1937 Zenith 5S127 Radio Restoration

1938 Zenith 5S127

1938 Zenith 5S127

I found this little project via a local estate auction. Got it for next to nothing – like $7.50. I bid based only on a couple of photos I had seen of it. It looks like someone started the project and was never able to finish it. The cabinet finish was stripped, the speaker was torn badly, but it looked like most of the parts were all there.

March 23, 2017 Initial findings: It is a 1937 Zenith 5-S-127 “tombstone” tabletop radio on a 5-tube 5516 chassis. The cabinet is stripped and possibly sanded, and some minor veneer chips need repaired. The speaker cone is badly torn. The metal dial clips are missing. The power cord insulation is brittle and falling apart.

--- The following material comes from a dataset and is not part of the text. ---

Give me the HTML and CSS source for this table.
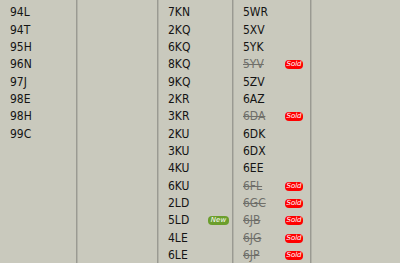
FILE: index.html
```html
<!DOCTYPE html>
<html>
<head>
<meta charset="utf-8">
<link rel="stylesheet" href="styles.css">
</head>
<body>
<div class="board">
  <div class="col c1">
    <div class="row"><span class="reg">94L</span></div>
    <div class="row"><span class="reg">94T</span></div>
    <div class="row"><span class="reg">95H</span></div>
    <div class="row"><span class="reg">96N</span></div>
    <div class="row"><span class="reg">97J</span></div>
    <div class="row"><span class="reg">98E</span></div>
    <div class="row"><span class="reg">98H</span></div>
    <div class="row"><span class="reg">99C</span></div>
  </div>
  <div class="col c2"></div>
  <div class="col c3">
    <div class="row"><span class="reg">7KN</span></div>
    <div class="row"><span class="reg">2KQ</span></div>
    <div class="row"><span class="reg">6KQ</span></div>
    <div class="row"><span class="reg">8KQ</span></div>
    <div class="row"><span class="reg">9KQ</span></div>
    <div class="row"><span class="reg">2KR</span></div>
    <div class="row"><span class="reg">3KR</span></div>
    <div class="row"><span class="reg">2KU</span></div>
    <div class="row"><span class="reg">3KU</span></div>
    <div class="row"><span class="reg">4KU</span></div>
    <div class="row"><span class="reg">6KU</span></div>
    <div class="row"><span class="reg">2LD</span></div>
    <div class="row"><span class="reg">5LD</span><span class="badge new">New</span></div>
    <div class="row"><span class="reg">4LE</span></div>
    <div class="row"><span class="reg">6LE</span></div>
  </div>
  <div class="col c4">
    <div class="row"><span class="reg">5WR</span></div>
    <div class="row"><span class="reg">5XV</span></div>
    <div class="row"><span class="reg">5YK</span></div>
    <div class="row"><span class="reg sold">5YV</span><span class="badge sold-b">Sold</span></div>
    <div class="row"><span class="reg">5ZV</span></div>
    <div class="row"><span class="reg">6AZ</span></div>
    <div class="row"><span class="reg sold">6DA</span><span class="badge sold-b">Sold</span></div>
    <div class="row"><span class="reg">6DK</span></div>
    <div class="row"><span class="reg">6DX</span></div>
    <div class="row"><span class="reg">6EE</span></div>
    <div class="row"><span class="reg sold">6FL</span><span class="badge sold-b">Sold</span></div>
    <div class="row"><span class="reg sold">6GC</span><span class="badge sold-b">Sold</span></div>
    <div class="row"><span class="reg sold">6JB</span><span class="badge sold-b">Sold</span></div>
    <div class="row"><span class="reg sold">6JG</span><span class="badge sold-b">Sold</span></div>
    <div class="row"><span class="reg sold">6JP</span><span class="badge sold-b">Sold</span></div>
  </div>
  <div class="col c5"></div>
</div>
</body>
</html>
```
FILE: styles.css
```css
html, body {
  margin: 0;
  padding: 0;
  background: #c9c9bd;
  height: 100%;
  overflow: hidden;
}
body {
  font-family: "DejaVu Sans Condensed", "DejaVu Sans", sans-serif;
  font-size: 12px;
  color: #141414;
}
.board {
  display: flex;
  height: 263px;
}
.col {
  box-sizing: border-box;
  border-right: 1px solid #9a9a92;
  box-shadow: 1px 0 0 #b3b3a9;
  padding-left: 10px;
  padding-top: 4px;
}
.c1 { width: 77px; }
.c2 { width: 81px; }
.c3 { width: 75px; padding-right: 3px; }
.c4 { width: 78px; padding-right: 7px; }
.c5 { flex: 1; border-right: none; box-shadow: none; }
.row {
  height: 17.36px;
  display: flex;
  align-items: center;
  justify-content: space-between;
}
.reg { line-height: 17px; }
.sold {
  color: #6f6f6a;
  text-decoration: line-through;
}
.badge {
  font-family: "DejaVu Sans", sans-serif;
  font-size: 7px;
  font-style: italic;
  color: #fff;
  border-radius: 4px;
  height: 9px;
  line-height: 9px;
  text-align: center;
}
.sold-b {
  background: #ff0000;
  width: 18px;
}
.new {
  background: #6b9e2c;
  width: 21px;
}
```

The dial cord is missing, with monofilament in its place. Tube 6K7’s filament is open. Old repairs are evident – the large electrolytic capacitors were bypassed below chassis with Sprague Atoms, paralleled across the metal-can originals. Power transformer primary checks good. Speaker field coil and voice coil check good.

1938 Zenith 5S127March 29, 2017 Update: I have replaced the electrolytic capacitors, choosing to install them below chassis and bypass the original above-chassis cans – leaving them in place for appearance sake. Also replaced all the cardboard capacitors. Tube 6K7 was replaced due to the bad filament in the original. I also found that the antenna-resonator variable-capacitor’s adjustment screw is missing. With all the capacitors replaced, I powered it up through a variac to bring it back to life. The main power switch is bad – so I’ve bypassed it for now. The dial lights came on, and the temporarily repaired speaker cone came alive with a loud hum. The hum was caused by a rechargeable LED light I was using nearby – once I turned it off and moved it away, the hum went completely away. But that was it. No stations could be tuned. No static could be heard. So…time to dig deeper.

March 30, 2017 Update: It dawned on me last night, being new to antique radios, that I may have needed to connect an antenna in order to receive anything. So, to test my theory I first wanted to reinstall the tube shields, but in doing so the 6A8 1st Detector/Oscillator tube broke while pulling the grid cap. Ugh, shut down, and replacement 6A8 tubes are expensive!!!! There went any hopes of working on this project over the weekend – or so I thought. It hit me this morning that I might have a 6A8 in a 1939 Zenith 6-S-249 Chairside I found at a local pawn shop a couple of days ago – same manufacturer, only one model year newer. And sure enough, it has one! It’s not the glass version, but it should work nonetheless. I finished installing the tube shields, replaced the broken 6A8, and added an antenna wire. It works! And more so than it did yesterday. In retrospect I think my 6A8 might have been bad to begin with. The tube should not have broken with as little force as I was using to pull the grid cap, and when it did break, it wasn’t dramatic, no pop – instead it was like the glass just pulled off the top, as if the tube may already have been compromised. Now, with or without the antenna wire, I can pull in faint stations. The reception is not great, and the selectivity is poor, but we haven’t tuned this yet. Just made my day, and I’ve now heard my first audio from an antique radio that I brought back to life!